Now this is not going to be a post about Blogfest. I wasn't there, and what I want to say goes beyond one panel at a conference, although it's from the furore around this panel that I've been compelled to write about it. It seems as though what we so often tend to get stuck on is seeing feminism as exactly these things and no more. Yet feminism is not some self-helpy concept designed to make you feel good about your life. It is supposed to challenge you. I think we need to talk about the way society and popular culture have contributed towards people requiring validation for every single choice they make. Why are many people so dependent on being praised for everything they do that they struggle to analyse issues objectively, or discuss anything without making it all about their personal experience and whether or not they feel it's being validated?

I've mentioned my frustration with this in other blog posts since becoming a parent. When you discuss parenting, or being a woman who is also a parent, people cannot help but take your explanation of the choices you've made in life as a challenge to  their own. Whether it's breastfeeding and bottlefeeding, weaning techniques, car seat manufacturers, sleep problems, returning to work, or childcare, expressing an opinion about why you chose to live the way you do will result in responses from people who feel invalidated or even attacked by the very fact that you are different to them. Instead of looking critically at things that may need addressing, we relate personal anecdotes again and again as if they are what define an issue. We take offence.

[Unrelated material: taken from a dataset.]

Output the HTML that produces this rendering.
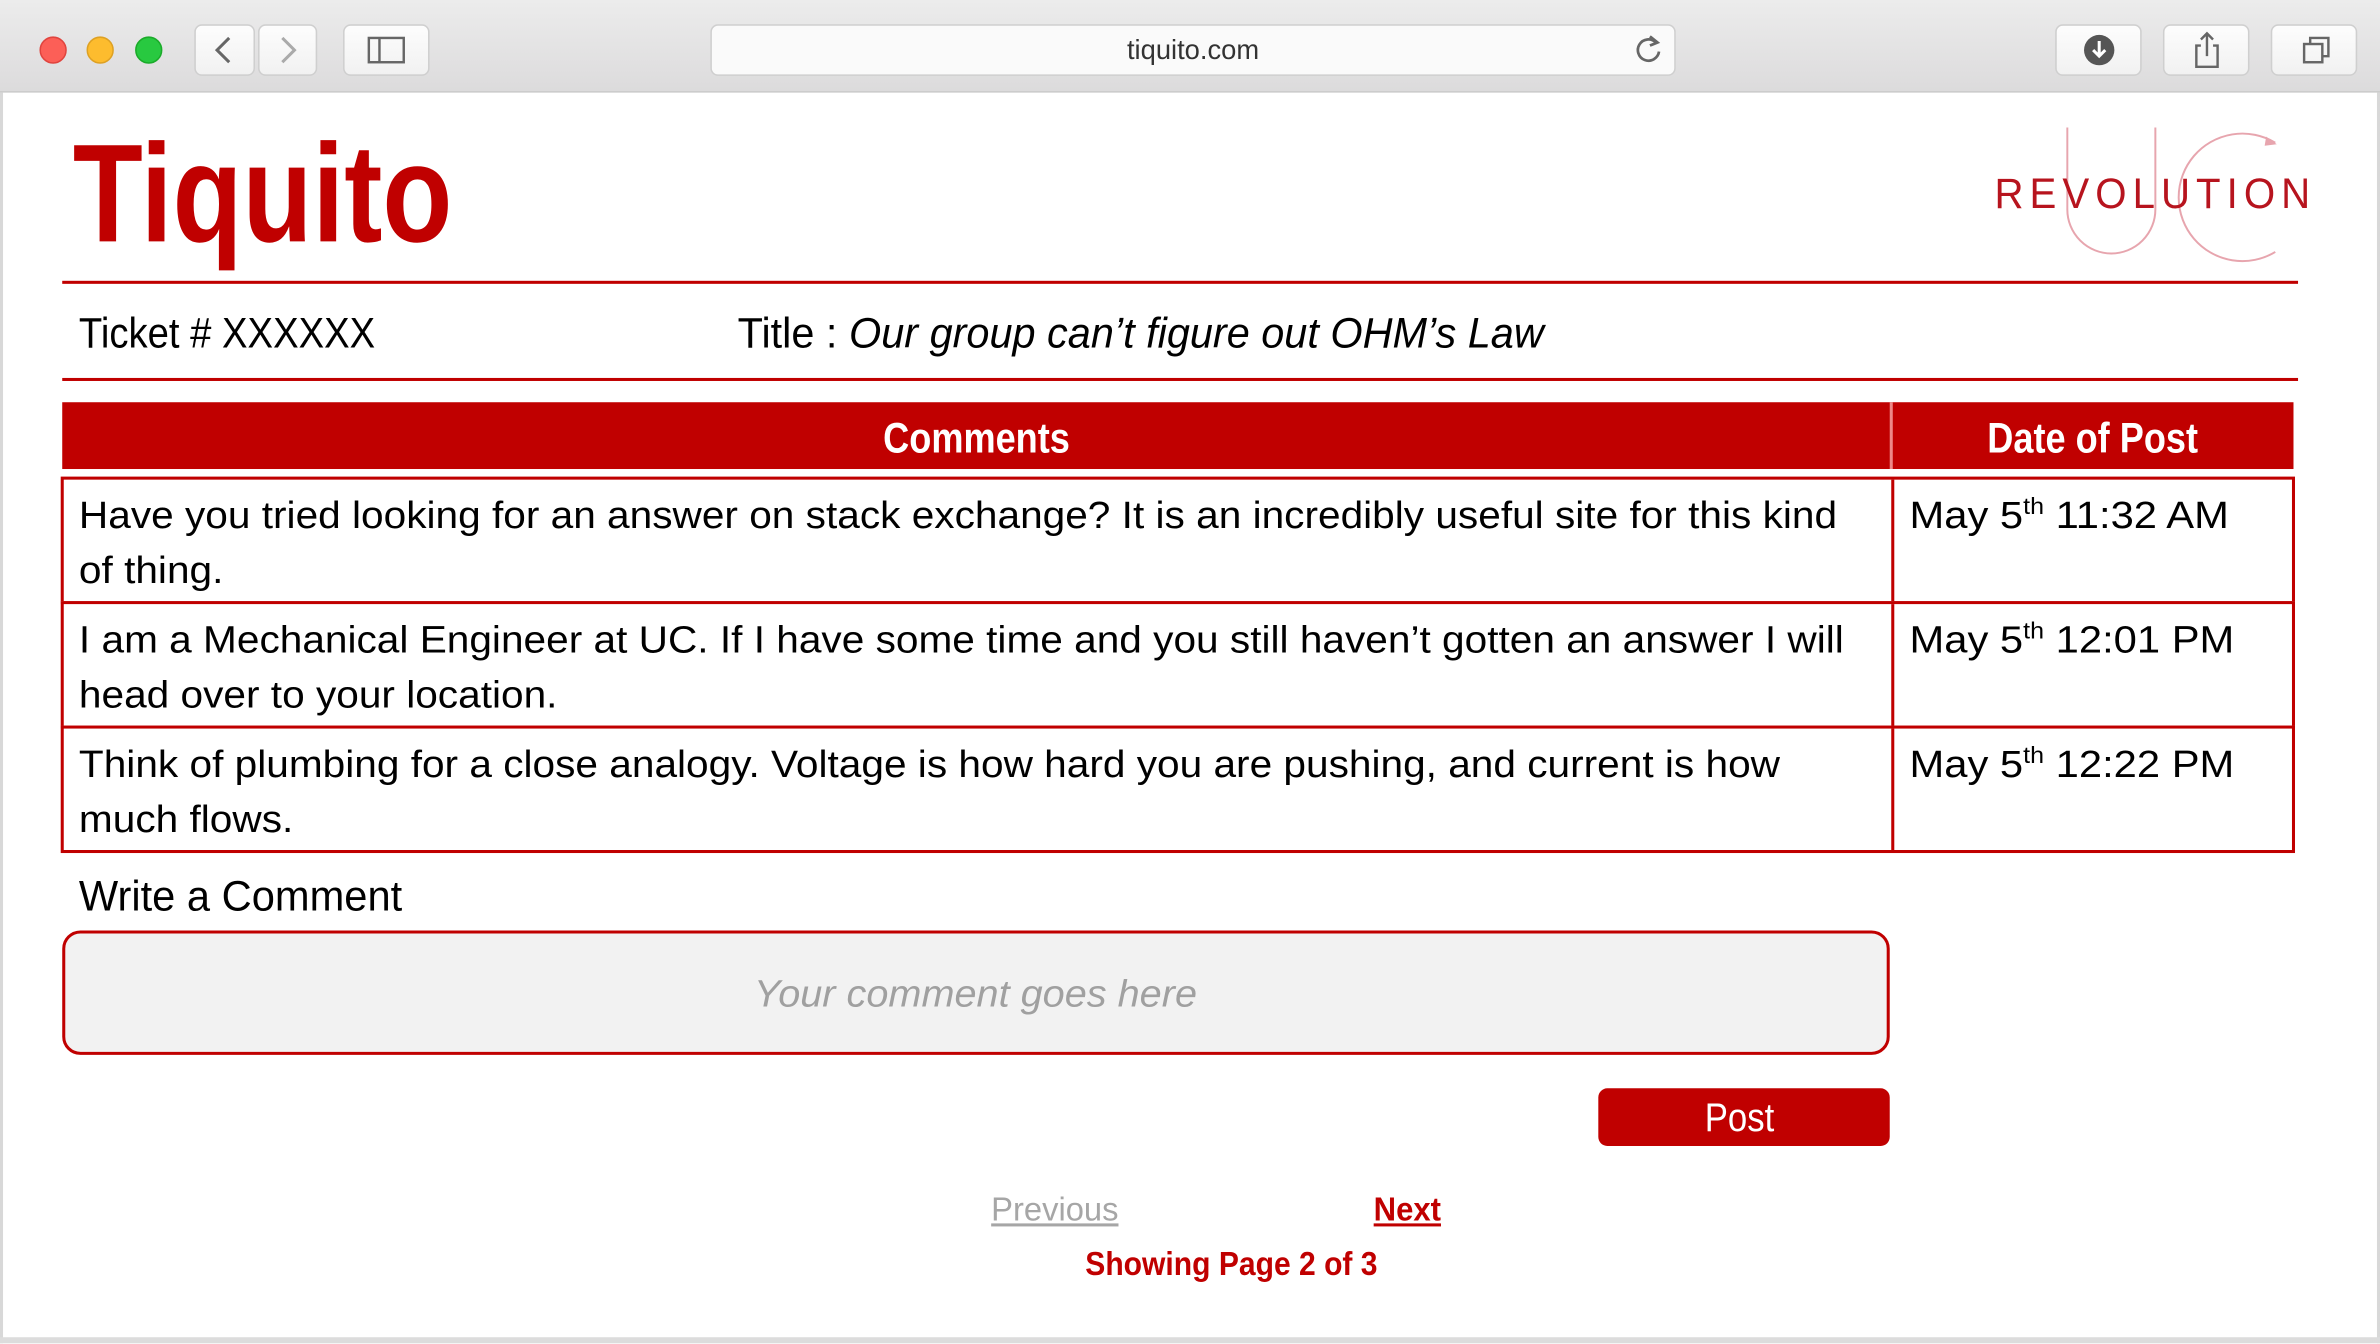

And this, I believe, is why people become defensive about their personal choices when they discuss issues related to womanhood and to motherhood. Women are so used to having their every choice analysed or criticised (in a way that men are not) that they can't help but do it at each other. We are actively encouraged to judge other women and form opposing camps. Our default mode is 'justification', even towards people who bear no ill will towards us but have simply chosen a different path in life. For so long, the decisions we make about how to live have been subject to debate about what impact they will have on society and whether or not they are the right thing for women to do. It seems as if this has contributed towards the sort of self-worth that sees a difference of lifestyle as an attack and makes every decision loaded with meaning about the state of womanhood in the 21st century.

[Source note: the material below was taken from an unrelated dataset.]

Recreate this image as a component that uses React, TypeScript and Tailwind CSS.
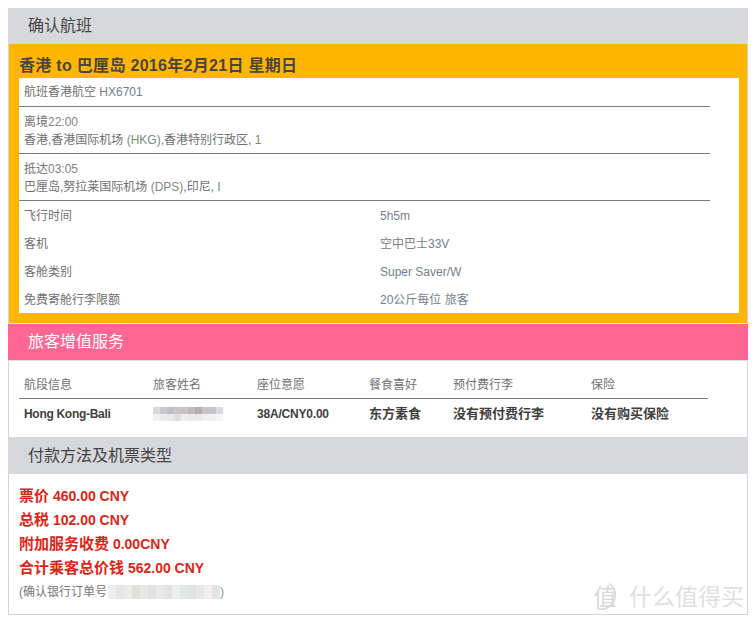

When you discuss this with other women it becomes evident that they have all felt, at some point, felt attacked, belittled, or as if they're a bad person for making choices about how to live. It's not a 'society hates stay at home mothers' thing or a 'society hates bottlefeeding mothers' thing. It's a 'society makes women insecure about every aspect of their lives' thing and it has to stop. This rooting of our identities in 'my choice' and the 'celebration of choice', making it the be all and end all of womanhood achieves nothing, and will never contribute to a productive conversation about feminism. 'My choice' will never see the bigger picture. 'My choice' will never encompass women as a group. 'My choice' will only ever turn us inwards and then outwards again to judge one another.

It's 'my choice' that means we have campaigns purporting to reignite interest in feminism that actually constitute nothing more than vague 'be who you wanna be' statements about celebrating differences. It's 'my choice' that gives us articles and debates entitled 'Can you be a feminist and do x?' As Glosswitch wrote in her post about Blogfest, a question about whether you can be a feminist and a mummy blogger could have gone in a productive direction, but instead it prompted more defensiveness and justification of choices. Giving these 'debates' provocative titles is a tedious tactic that means women go in ready for battle, ready to be offended, ready to get annoyed at someone. When this happens, we need to shut it down before it propagates and find a better way.

To reduce gender equality to whether you like making jam, or wearing heels, or men holding open doors for you, or staying at home with your baby, or removing your body hair, or preferring skirts over trousers is missing the point. These are your choices. They are not feminist choices, just because you believe men and women are equal and that you feel you have made them of your own free will. Neither are they anti-feminist choices. They're just choices. We need to move past needing a pat on the back for every hobby we take up and decision we make, because quite frankly, they have nothing to do with achieving equality. What does have everything to do with feminism however, is acknowledging that choices do not take place in a vacuum. We are influenced by a host of factors at every turn, and denying it is to stick our heads in the sand.

If we make one choice, it must be the choice to step away from this way of doing things, this defensiveness as default. If we could talk about our lives without setting ourselves up against each other over personal preferences, what a difference that would make. My own personal journey of self-worth has led me to the point where I don't see the lifestyles of other women as an attack on my own lifestyle. I don't even see their choices as having anything to do with my own, because quite simply, they don't. It's difficult - because everything about us tells us we should have an enormous sense of insecurity about everything we do as women. I really believe that if we can reject this and refuse to be threatened by diversity of opinion, by those who question the factors that influence our choices, then things might change.